Your answer must consist solely of the number of lines that contain the word "components".
::: AVAILABLE DATA :::
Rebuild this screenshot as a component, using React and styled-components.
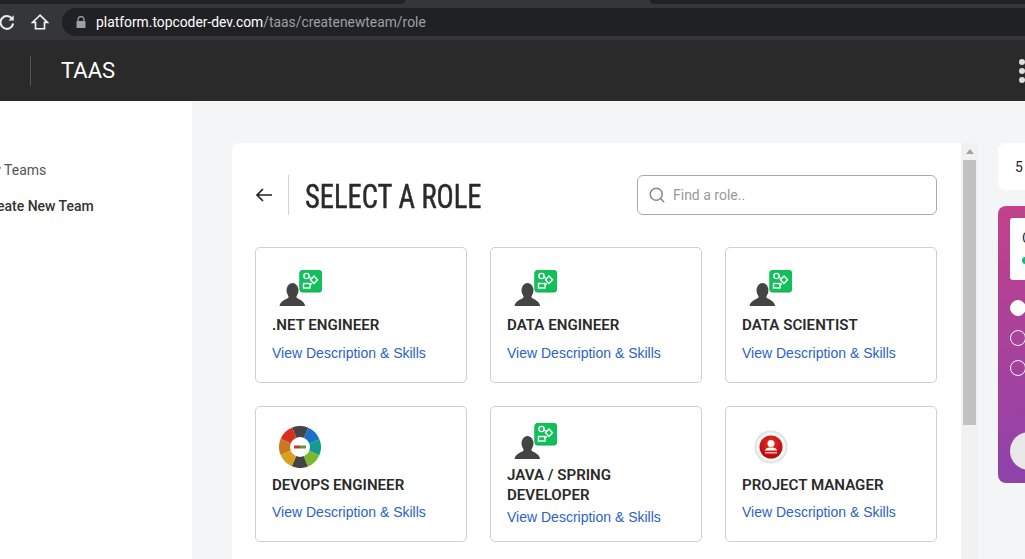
import React from "react";
import styled, { createGlobalStyle } from "styled-components";
import { Search } from "lucide-react";

const Global = createGlobalStyle`
  html, body { margin: 0; padding: 0; height: 559px; overflow: hidden; background: #f4f5f6; }
  * { box-sizing: border-box; }
  body { font-family: Roboto, "Liberation Sans", sans-serif; }
`;

const Page = styled.div`
  width: 1025px; height: 559px; overflow: hidden; display: flex; flex-direction: column;
`;
const TabStrip = styled.div`
  height: 8px; background: #35363a; display: flex; flex: none;
`;
const Tab = styled.div`
  height: 4px; background: #202124; border-bottom-right-radius: ${p => p.$left ? "0" : "6px"}; border-bottom-left-radius: ${p => p.$left ? "6px" : "0"};
  width: ${p => p.$w}px; margin-left: ${p => p.$gap}px;
`;
const Toolbar = styled.div`
  height: 32px; background: #35363a; display: flex; align-items: flex-start; flex: none; padding-left: 0;
`;
const NavIcon = styled.svg`
  width: 18px; height: 18px; margin-top: 5px; flex: none; margin-left: ${p => p.$ml}px;
`;
const Omnibox = styled.div`
  height: 28px; flex: 1; margin-left: 13px; background: #202124; border-radius: 14px 0 0 14px;
  display: flex; align-items: center; padding-left: 14px; font-size: 13.85px; white-space: nowrap;
`;
const Lock = styled.svg` width: 10px; height: 12px; margin-right: 10px; flex: none; `;
const Host = styled.span` color: #fff; `;
const Path = styled.span` color: #9aa0a6; `;

const AppHeader = styled.header`
  height: 61px; flex: none; background: #2a2a2a; display: flex; align-items: center; padding-left: 30px; position: relative;
`;
const HeaderRule = styled.div` width: 1px; height: 30px; background: #555; `;
const Brand = styled.div` color: #fff; font-size: 22px; margin-left: 30px; `;
const Dots = styled.div`
  margin-left: auto; margin-right: 0; width: 6px; display: flex; flex-direction: column; gap: 3px;
`;
const Dot = styled.span` width: 6px; height: 6px; border-radius: 50%; background: #ddd; `;

const Body = styled.div` flex: 1; display: flex; min-height: 0; `;
const Sidebar = styled.nav`
  width: 192px; flex: none; background: #fff; padding-top: 61px; display: flex; flex-direction: column; gap: 20px;
`;
const NavItem = styled.div`
  margin-left: ${p => p.$ml}px; font-size: 14px; line-height: 16px; white-space: nowrap;
  color: ${p => p.$active ? "#333" : "#555"}; font-weight: ${p => p.$active ? 500 : 400};
`;
const Main = styled.main` flex: 1; display: flex; padding: 42px 0 0 40px; gap: 20px; min-width: 0; `;
const Panel = styled.section`
  width: 746px; flex: none; display: flex; height: 460px;
`;
const Card = styled.div`
  flex: 1; min-width: 0; background: #fff; border-radius: 8px 0 0 0; padding: 32px 24px 0 23px;
`;
const Scrollbar = styled.div`
  width: 17px; flex: none; background: #f1f1f1; display: flex; flex-direction: column; align-items: center; padding-top: 6px;
`;
const ArrowUp = styled.div`
  width: 0; height: 0; border-left: 4px solid transparent; border-right: 4px solid transparent; border-bottom: 5px solid #a3a3a3;
`;
const Thumb = styled.div` width: 13px; height: 265px; margin-top: 6px; background: #c1c1c1; `;

const TitleRow = styled.div` display: flex; align-items: center; height: 40px; `;
const Back = styled.svg` width: 18px; height: 14px; flex: none; `;
const TitleRule = styled.div` width: 1px; height: 40px; background: #d4d4d4; margin: 0 16px 0 15px; `;
const Title = styled.h1`
  margin: 2px 0 0; font-family: "Liberation Sans Narrow", "Roboto Condensed", Roboto, sans-serif; font-weight: 400;
  font-size: 33px; color: #2a2a2a; white-space: nowrap; width: 176px; transform: scaleX(0.865); transform-origin: left center;
  -webkit-text-stroke: 0.5px #2a2a2a;
`;
const SearchBox = styled.div`
  margin-left: auto; width: 300px; height: 40px; border: 1px solid #aaa; border-radius: 6px; display: flex; align-items: center; padding-left: 10px; gap: 7px;
  font-size: 14px; color: #9a9a9a;
  svg { color: #8a8a8a; }
`;
const Grid = styled.div`
  margin-top: 32px; display: grid; grid-template-columns: repeat(3, 212px); column-gap: 23px; row-gap: 23px;
`;
const RoleCard = styled.div`
  height: 136px; border: 1px solid #d0d0d0; border-radius: 5px; padding: 1px 16px 0; display: flex; flex-direction: column; justify-content: center;
`;
const IconSlot = styled.div` height: ${p => p.$h}px; margin-left: 7px; flex: none; filter: blur(${p => p.$blur || 0}px); `;
const RoleName = styled.div`
  font-size: 15.1px; line-height: 20px; font-weight: 600; color: #2a2a2a; font-family: Roboto, sans-serif; margin-top: ${p => p.$mt}px;
`;
const RoleLink = styled.a`
  font-family: "Liberation Sans", Arial, sans-serif; font-size: 14px; line-height: 16px; color: #2b63c6; white-space: nowrap;
  margin-top: ${p => p.$mt}px; margin-bottom: ${p => p.$mb || 0}px;
`;

const Side = styled.aside` width: 100px; flex: none; display: flex; flex-direction: column; gap: 16px; `;
const Count = styled.div`
  height: 47px; background: #fff; border-radius: 8px; padding-left: 17px; display: flex; align-items: center; font-size: 14px; color: #2a2a2a;
`;
const Promo = styled.div`
  height: 277px; border-radius: 8px; padding: 12px; display: flex; flex-direction: column; background: linear-gradient(170deg, #c2418a 0%, #8b43ad 100%);
`;
const PromoCard = styled.div`
  height: 62px; background: #fff; border-radius: 3px; padding: 12px 0 0 12px; font-size: 14px; color: #2a2a2a; flex: none;
`;
const Online = styled.div` width: 7px; height: 7px; border-radius: 50%; background: #10b88a; margin-top: 11px; `;
const Radios = styled.div` margin-top: 20px; display: flex; flex-direction: column; gap: 14px; `;
const Radio = styled.div`
  width: 16px; height: 16px; border-radius: 50%; border: 1px solid #fff; background: ${p => p.$on ? "#fff" : "transparent"};
`;
const Puck = styled.div` width: 38px; height: 38px; border-radius: 50%; background: #e8e8e8; margin-top: 56px; `;

const SkillIcon = () => (
  <svg width="44" height="38" viewBox="0 0 44 38">
    <ellipse cx="13.5" cy="20.5" rx="6" ry="7.5" fill="#444" />
    <path d="M9.5 25h8v2.5c2 2 8 3 8.7 8.5H0.5c.7-5.5 7-6.5 9-8.5z" fill="#444" />
    <rect x="20.5" y="0" width="22.5" height="22.5" rx="3.5" fill="#0fa84c" />
    <rect x="20.5" y="0" width="22.5" height="21.5" rx="3.5" fill="#12c05a" />
    <g fill="none" stroke="#fff" strokeWidth="1.4">
      <circle cx="27.5" cy="6" r="2.6" />
      <path d="M35 6l3.5 3.700-3.500 3.700-3.500-3.700z" />
      <rect x="24.500" y="13.500" width="6.500" height="4.500" />
      <path d="M30 7l2.500 1.500M31 15l2-1.500" />
    </g>
  </svg>
);

const wheel = ["#444", "#1b6fc4", "#129c8c", "#7cb82f", "#444", "#d9a020", "#c9781f", "#d6301f"];
const WheelIcon = () => {
  const paths = wheel.map((c, i) => {
    const a = (i * 45 - 112) * Math.PI / 180, b = ((i + 1) * 45 - 112) * Math.PI / 180;
    const p = (r, t) => `${21 + r * Math.cos(t)} ${21 + r * Math.sin(t)}`;
    return <path key={c + i} fill={c} d={`M${p(21, a)}A21 21 0 0 1 ${p(21, b)}L${p(9, b)}A9 9 0 0 0 ${p(9, a)}Z`} />;
  });
  return (
    <svg width="42" height="42" viewBox="0 0 42 42">
      {paths}
      <circle cx="21" cy="21" r="10" fill="#fff" />
      <rect x="15" y="19.5" width="6" height="3" fill="#c43a30" />
      <rect x="21" y="19.5" width="6" height="3" fill="#5a9a3a" />
    </svg>
  );
};

const ManagerIcon = () => (
  <svg width="44" height="42" viewBox="0 0 44 42">
    <defs>
      <radialGradient id="red" cx="50%" cy="35%" r="65%">
        <stop offset="0%" stopColor="#f03030" />
        <stop offset="100%" stopColor="#b50505" />
      </radialGradient>
    </defs>
    <circle cx="22" cy="21" r="16.5" fill="#e2e2e2" />
    <circle cx="22" cy="21" r="14.5" fill="#f7f7f7" />
    <circle cx="22" cy="21" r="11.5" fill="url(#red)" />
    <circle cx="22" cy="17.5" r="3.5" fill="#fff" />
    <path d="M16 24.5c1-3 3.5-3 6-3s5 0 6 3z" fill="#fff" />
    <rect x="16" y="26" width="12" height="1.5" fill="#f5b0b0" />
  </svg>
);

const roles = [
  { name: ".NET ENGINEER", icon: <SkillIcon />, h: 38, mt: 7, link: 10 },
  { name: "DATA ENGINEER", icon: <SkillIcon />, h: 38, mt: 7, link: 10 },
  { name: "DATA SCIENTIST", icon: <SkillIcon />, h: 38, mt: 7, link: 10 },
  { name: "DEVOPS ENGINEER", icon: <WheelIcon />, h: 42, mt: 7, link: 9, mb: 4, blur: 0.6 },
  { name: <>JAVA / SPRING<br />DEVELOPER</>, icon: <SkillIcon />, h: 38, mt: 4, link: 4, mb: 2 },
  { name: "PROJECT MANAGER", icon: <ManagerIcon />, h: 42, mt: 7, link: 9, mb: 4, blur: 0.6 },
];

export default function App() {
  return (
    <Page>
      <Global />
      <TabStrip>
        <Tab $w={405} $gap={0} />
        <Tab $w={375} $gap={245} $left />
      </TabStrip>
      <Toolbar>
        <NavIcon $ml={-2} viewBox="0 0 24 24" fill="none" stroke="#e8eaed" strokeWidth="2.8">
          <path d="M19 8a8.5 8.5 0 1 0 1.2 6" />
          <path d="M21 3v7h-7z" fill="#e8eaed" stroke="none" />
        </NavIcon>
        <NavIcon $ml={15} viewBox="0 0 24 24" fill="none" stroke="#f1f3f4" strokeWidth="2.2">
          <path d="M12 3L2 12.5h4V21h12v-8.5h4z" />
        </NavIcon>
        <Omnibox>
          <Lock viewBox="0 0 10 12">
            <path d="M2 5V3.5a3 3 0 0 1 6 0V5" fill="none" stroke="#9aa0a6" strokeWidth="1.3" />
            <rect x="0.5" y="5" width="9" height="7" rx="1" fill="#9aa0a6" />
          </Lock>
          <Host>platform.topcoder-dev.com</Host><Path>/taas/createnewteam/role</Path>
        </Omnibox>
      </Toolbar>
      <AppHeader>
        <HeaderRule />
        <Brand>TAAS</Brand>
        <Dots><Dot /><Dot /><Dot /></Dots>
      </AppHeader>
      <Body>
        <Sidebar>
          <NavItem $ml={-18}>My Teams</NavItem>
          <NavItem $ml={-17} $active>Create New Team</NavItem>
        </Sidebar>
        <Main>
          <Panel>
            <Card>
              <TitleRow>
                <Back viewBox="0 0 18 14" fill="none" stroke="#222" strokeWidth="1.7">
                  <path d="M17 7H2M8 1L2 7l6 6" />
                </Back>
                <TitleRule />
                <Title>SELECT A ROLE</Title>
                <SearchBox><Search size={18} strokeWidth={2} />Find a role..</SearchBox>
              </TitleRow>
              <Grid>
                {roles.map((r, i) => (
                  <RoleCard key={i}>
                    <IconSlot $h={r.h} $blur={r.blur}>{r.icon}</IconSlot>
                    <RoleName $mt={r.mt}>{r.name}</RoleName>
                    <RoleLink $mt={r.link} $mb={r.mb}>View Description &amp; Skills</RoleLink>
                  </RoleCard>
                ))}
              </Grid>
            </Card>
            <Scrollbar><ArrowUp /><Thumb /></Scrollbar>
          </Panel>
          <Side>
            <Count>5</Count>
            <Promo>
              <PromoCard>C<Online /></PromoCard>
              <Radios><Radio $on /><Radio /><Radio /></Radios>
              <Puck />
            </Promo>
          </Side>
        </Main>
      </Body>
    </Page>
  );
}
:::
[SOLUTION TO THIS PROBLEM] 2